Background: The relationship between atopy and bronchial allergy in young children is not completely understood.
Objective: To examine the association between response to bronchial allergen challenge, immune markers of atopy and other clinical characteristics in 5- to 6-year-old children.
Methods: Children with positive skin test (SPT) to aeroallergen, together with a proportion of SPT negative children (as controls), were recruited from a birth cohort of 198 children at high risk of developing atopic disease and underwent allergen challenge.

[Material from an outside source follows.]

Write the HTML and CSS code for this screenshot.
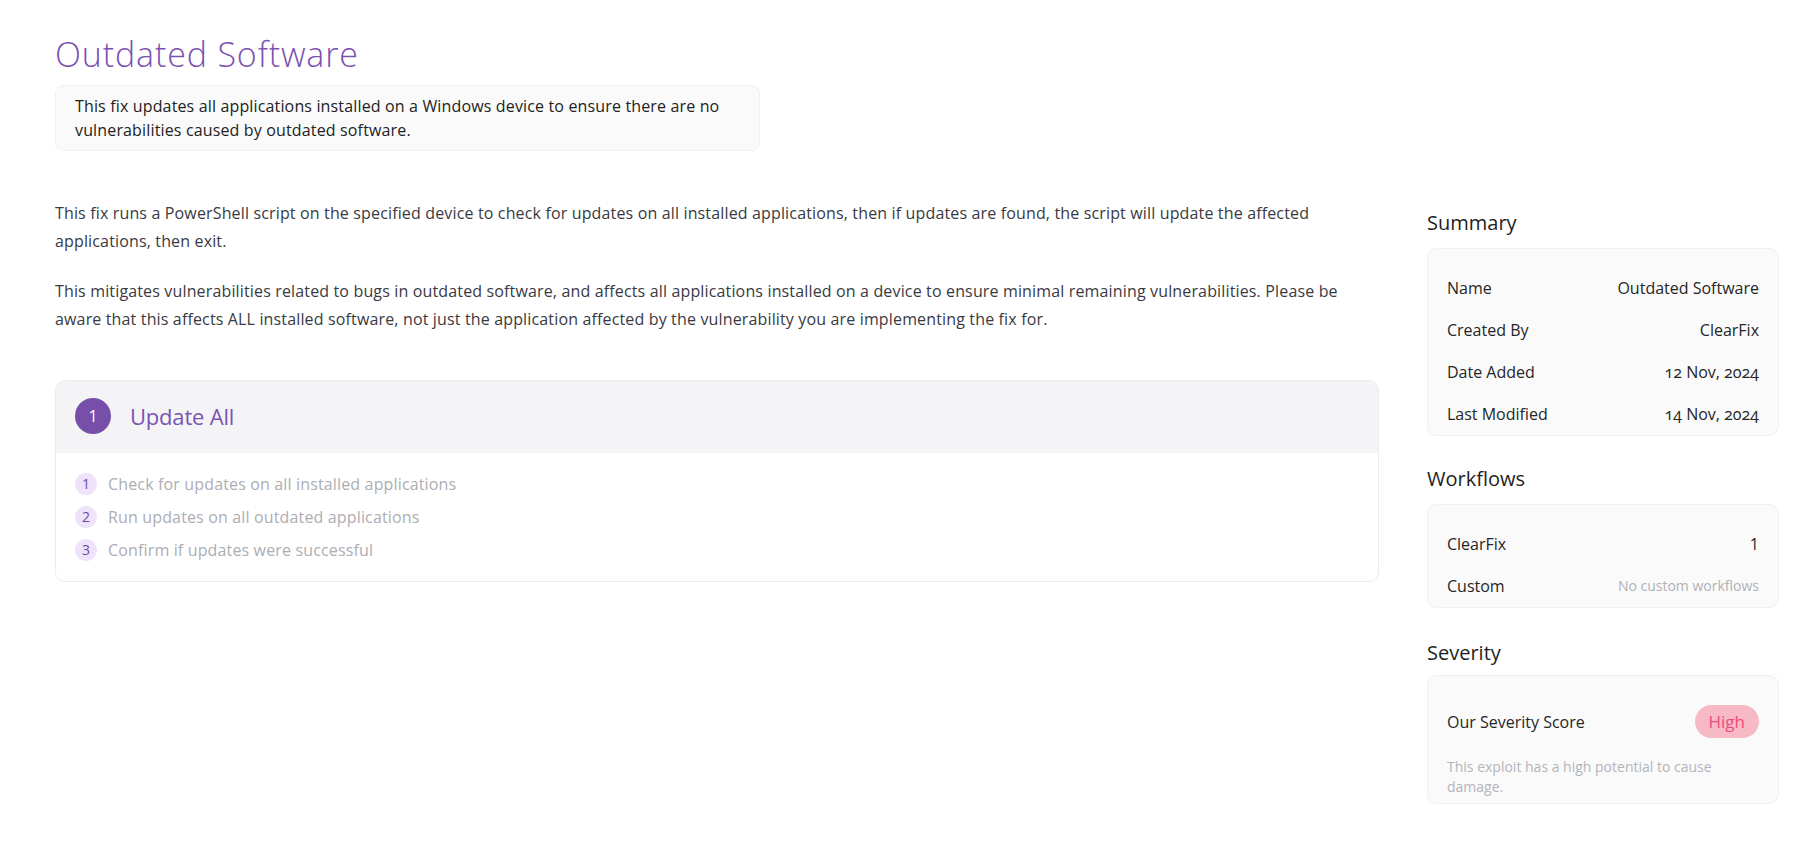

Results: Thirty-seven children (26 atopic and 11 SPT negative), median age 74.5 months, were challenged: 31 with house dust mite and six with grass allergen. Only atopic children responded to challenge: n = 12/26 (46%). Wheal size [odds ratio (OR) 2.5 (1.2–5.3), P = 0.01], allergen-specific immunoglobulin E (IgE) [OR 3.4 (1.23–9.61), P = 0.02], total IgE [OR 8.6 (1.1–68.7), P = 0.04], current wheeze [OR 12 (1.7–81.7), P = 0.006] and persistent eczema [OR 11.0 (1.7–68.3), P = 0.006] emerged as the strongest independent predictors of response to allergen challenge. Prediction of response to allergen challenge was significantly improved when immune markers of atopy, and in particular wheal size, were combined with clinical characteristics.
Conclusion: The relationship between atopy and bronchial allergy is quantitative at this age. There may be potential to create more powerful indicators of the presence of respiratory allergy in young children when immunological markers of atopy are considered quantitatively and when combined with clinical history of coexistent allergic disease.